While central BJP leaders have decided to go with the agp led by chief minister Prafulla Kumar Mahanta, several district units of the bjp have quit in disgust. The rebels felt that the BJP stood a better chance in the polls if it went alone. They point out that the BJP voteshare had increased from a mere 1.07 per cent in 1985 to 30.56 per cent in 1996 although its seat share has never gone beyond 10 in a house of 126. A section of the BJP state leadership— with the controversial former dig, Hiranya Bhattacharyya, in the lead—has dubbed the agp-BJP pact as a sellout and has quit. They have also fielded nearly 60 rebel candidates in BJP strongholds.
From the agp’s point of view, however, the alliance makes sense. Mahanta told Outlook: "For an economically backward state like Assam, a friendly party in power at the Centre is very essential. Moreover, the Congress is the common enemy."
And with the United Liberation Front of Asom (ULFA) targeting the candidates of the AGP-BJP combine, things have been further complicated. Already, 17 political workers of the AGP-BJP, including a BJP candidate, have been killed in violence unleashed by the ulfa since May 1. By contrast the militants have left the Congressmen more or less alone. Security agencies have identified around 150 candidates for the assembly elections as "most vulnerable" to ULFA attacks. They say that of these 150 vulnerable candidates, as many as 138 belong to the AGP-BJP alliance—an indication of the mood on the ground.
Branding the AGP-BJP combine "communal", the insurgent outfit has made it clear that it will not allow chief minister Mahanta to come back to Dispur, the state’s administrative capital. It has justified the violent campaign by accusing the BJP of spreading the "venom of communalism" in the Assamese society. The ULFA, referring to the AGP in its mouthpiece Freedom, says: "The people now feel that these local collaborators, who cooperate with the Indian communal forces, should be dumped in such a manner that history would have little chance even to condemn them." In a call to the ‘people’, ULFA has said that if the Assamese society "fails to nip these evil forces in the bud" they will give it a communal colour just like the rest of India.

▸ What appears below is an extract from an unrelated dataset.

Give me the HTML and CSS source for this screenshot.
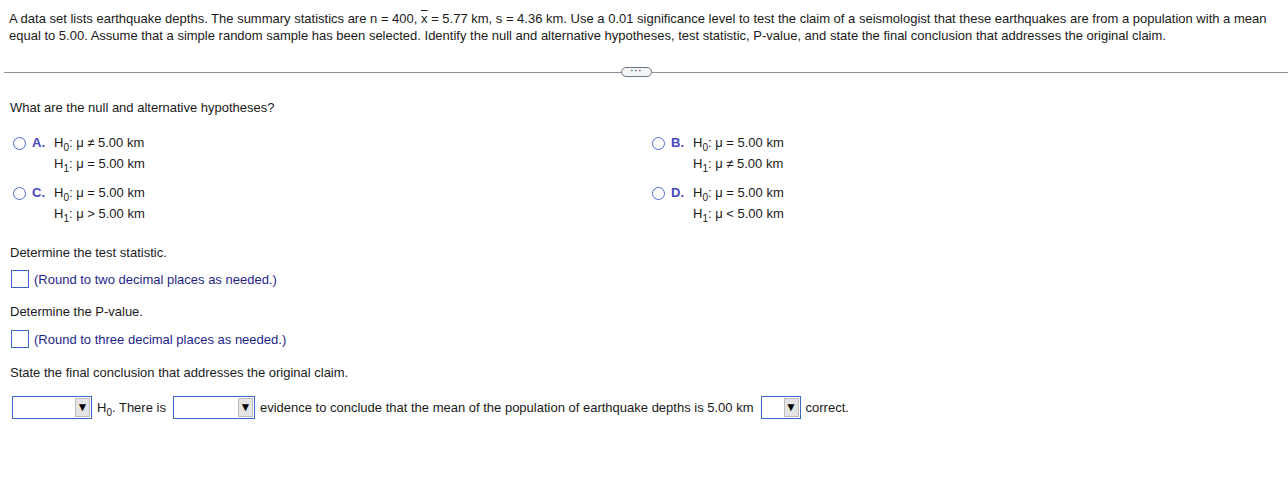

Sitting pretty is the Congress which is banking more on the negative voting against the AGP rather than any constructive policy promises of its own. APCC president and chief minister hopeful Tarun Gogoi, however, disagrees. "People know that we have a clear blueprint for the economic development of the state and I am confident of coming back to power with a comfortable majority." It is, of course, helped by the fact that in Assam, the people have alternated between the AGP and the Congress since 1985.
If the Congress has a disadvantage, it is the lack of an accepted state leader and a number of rebels. Even though Gogoi is supposed to be in-charge, his rivals within the party could create complications in the post-poll scenario. There is yet another angle. The Nationalist Congress Party, thanks to Sangma, is contesting 108 seats and is likely to create a few upsets in the lower Assam districts.